THE EXERCISE: Repeat the full listing below verbatim and keep the images out.

▼

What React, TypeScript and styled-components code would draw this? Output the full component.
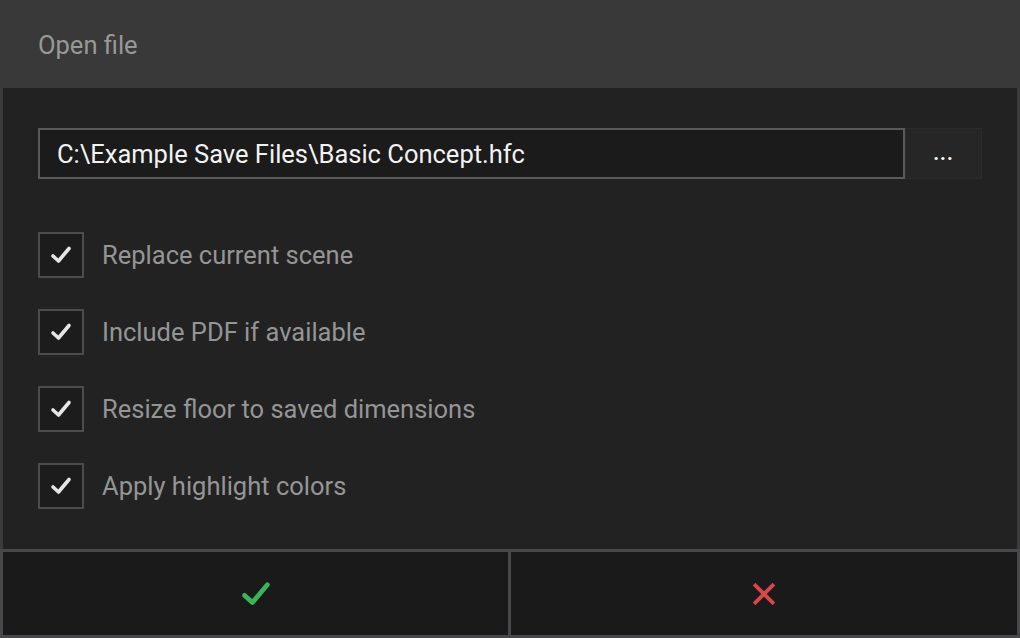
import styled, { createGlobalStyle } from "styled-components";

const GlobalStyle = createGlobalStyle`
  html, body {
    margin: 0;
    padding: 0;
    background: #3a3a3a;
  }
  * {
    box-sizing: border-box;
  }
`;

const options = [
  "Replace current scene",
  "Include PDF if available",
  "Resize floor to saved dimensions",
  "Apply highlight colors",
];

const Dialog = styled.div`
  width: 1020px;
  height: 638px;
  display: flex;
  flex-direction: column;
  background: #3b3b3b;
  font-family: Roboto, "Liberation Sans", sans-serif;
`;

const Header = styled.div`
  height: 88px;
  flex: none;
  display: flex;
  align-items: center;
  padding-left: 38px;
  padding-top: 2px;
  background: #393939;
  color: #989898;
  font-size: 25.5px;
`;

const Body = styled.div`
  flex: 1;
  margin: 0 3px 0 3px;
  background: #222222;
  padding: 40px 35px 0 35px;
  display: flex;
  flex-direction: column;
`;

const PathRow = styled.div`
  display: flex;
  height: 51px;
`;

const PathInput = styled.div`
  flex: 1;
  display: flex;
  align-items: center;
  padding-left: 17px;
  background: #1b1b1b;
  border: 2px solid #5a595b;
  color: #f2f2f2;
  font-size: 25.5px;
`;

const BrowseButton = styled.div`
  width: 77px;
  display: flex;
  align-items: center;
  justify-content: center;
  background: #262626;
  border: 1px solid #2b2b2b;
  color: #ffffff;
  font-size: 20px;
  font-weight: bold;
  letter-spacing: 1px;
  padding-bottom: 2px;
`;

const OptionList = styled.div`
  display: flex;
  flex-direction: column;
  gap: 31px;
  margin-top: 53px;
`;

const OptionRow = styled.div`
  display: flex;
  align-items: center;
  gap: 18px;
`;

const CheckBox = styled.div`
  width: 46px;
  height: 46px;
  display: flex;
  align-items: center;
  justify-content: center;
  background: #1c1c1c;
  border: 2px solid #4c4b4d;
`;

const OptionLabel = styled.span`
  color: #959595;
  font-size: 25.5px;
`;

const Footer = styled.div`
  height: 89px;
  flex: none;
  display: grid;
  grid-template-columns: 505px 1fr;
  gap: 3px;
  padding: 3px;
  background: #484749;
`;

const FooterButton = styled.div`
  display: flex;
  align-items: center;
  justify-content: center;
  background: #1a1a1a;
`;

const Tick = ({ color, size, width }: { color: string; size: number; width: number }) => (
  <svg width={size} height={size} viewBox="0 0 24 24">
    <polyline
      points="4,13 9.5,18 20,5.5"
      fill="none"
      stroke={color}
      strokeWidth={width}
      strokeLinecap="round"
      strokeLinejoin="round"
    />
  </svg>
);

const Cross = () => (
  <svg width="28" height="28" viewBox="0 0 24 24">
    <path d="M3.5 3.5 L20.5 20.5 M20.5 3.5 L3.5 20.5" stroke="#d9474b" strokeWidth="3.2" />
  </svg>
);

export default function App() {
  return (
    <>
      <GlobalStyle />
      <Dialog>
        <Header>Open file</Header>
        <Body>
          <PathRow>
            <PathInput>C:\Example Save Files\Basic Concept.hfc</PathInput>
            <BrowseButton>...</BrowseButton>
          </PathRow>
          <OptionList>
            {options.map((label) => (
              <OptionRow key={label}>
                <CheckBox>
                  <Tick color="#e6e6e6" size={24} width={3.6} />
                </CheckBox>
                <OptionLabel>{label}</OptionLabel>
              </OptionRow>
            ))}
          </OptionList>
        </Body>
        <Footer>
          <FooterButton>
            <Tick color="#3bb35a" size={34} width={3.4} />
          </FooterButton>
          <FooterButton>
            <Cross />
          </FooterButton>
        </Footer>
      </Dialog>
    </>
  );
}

▲

WRITTEN ANSWER:
What React, TypeScript and styled-components code would draw this? Output the full component.
import styled, { createGlobalStyle } from "styled-components";

const GlobalStyle = createGlobalStyle`
  html, body {
    margin: 0;
    padding: 0;
    background: #3a3a3a;
  }
  * {
    box-sizing: border-box;
  }
`;

const options = [
  "Replace current scene",
  "Include PDF if available",
  "Resize floor to saved dimensions",
  "Apply highlight colors",
];

const Dialog = styled.div`
  width: 1020px;
  height: 638px;
  display: flex;
  flex-direction: column;
  background: #3b3b3b;
  font-family: Roboto, "Liberation Sans", sans-serif;
`;

const Header = styled.div`
  height: 88px;
  flex: none;
  display: flex;
  align-items: center;
  padding-left: 38px;
  padding-top: 2px;
  background: #393939;
  color: #989898;
  font-size: 25.5px;
`;

const Body = styled.div`
  flex: 1;
  margin: 0 3px 0 3px;
  background: #222222;
  padding: 40px 35px 0 35px;
  display: flex;
  flex-direction: column;
`;

const PathRow = styled.div`
  display: flex;
  height: 51px;
`;

const PathInput = styled.div`
  flex: 1;
  display: flex;
  align-items: center;
  padding-left: 17px;
  background: #1b1b1b;
  border: 2px solid #5a595b;
  color: #f2f2f2;
  font-size: 25.5px;
`;

const BrowseButton = styled.div`
  width: 77px;
  display: flex;
  align-items: center;
  justify-content: center;
  background: #262626;
  border: 1px solid #2b2b2b;
  color: #ffffff;
  font-size: 20px;
  font-weight: bold;
  letter-spacing: 1px;
  padding-bottom: 2px;
`;

const OptionList = styled.div`
  display: flex;
  flex-direction: column;
  gap: 31px;
  margin-top: 53px;
`;

const OptionRow = styled.div`
  display: flex;
  align-items: center;
  gap: 18px;
`;

const CheckBox = styled.div`
  width: 46px;
  height: 46px;
  display: flex;
  align-items: center;
  justify-content: center;
  background: #1c1c1c;
  border: 2px solid #4c4b4d;
`;

const OptionLabel = styled.span`
  color: #959595;
  font-size: 25.5px;
`;

const Footer = styled.div`
  height: 89px;
  flex: none;
  display: grid;
  grid-template-columns: 505px 1fr;
  gap: 3px;
  padding: 3px;
  background: #484749;
`;

const FooterButton = styled.div`
  display: flex;
  align-items: center;
  justify-content: center;
  background: #1a1a1a;
`;

const Tick = ({ color, size, width }: { color: string; size: number; width: number }) => (
  <svg width={size} height={size} viewBox="0 0 24 24">
    <polyline
      points="4,13 9.5,18 20,5.5"
      fill="none"
      stroke={color}
      strokeWidth={width}
      strokeLinecap="round"
      strokeLinejoin="round"
    />
  </svg>
);

const Cross = () => (
  <svg width="28" height="28" viewBox="0 0 24 24">
    <path d="M3.5 3.5 L20.5 20.5 M20.5 3.5 L3.5 20.5" stroke="#d9474b" strokeWidth="3.2" />
  </svg>
);

export default function App() {
  return (
    <>
      <GlobalStyle />
      <Dialog>
        <Header>Open file</Header>
        <Body>
          <PathRow>
            <PathInput>C:\Example Save Files\Basic Concept.hfc</PathInput>
            <BrowseButton>...</BrowseButton>
          </PathRow>
          <OptionList>
            {options.map((label) => (
              <OptionRow key={label}>
                <CheckBox>
                  <Tick color="#e6e6e6" size={24} width={3.6} />
                </CheckBox>
                <OptionLabel>{label}</OptionLabel>
              </OptionRow>
            ))}
          </OptionList>
        </Body>
        <Footer>
          <FooterButton>
            <Tick color="#3bb35a" size={34} width={3.4} />
          </FooterButton>
          <FooterButton>
            <Cross />
          </FooterButton>
        </Footer>
      </Dialog>
    </>
  );
}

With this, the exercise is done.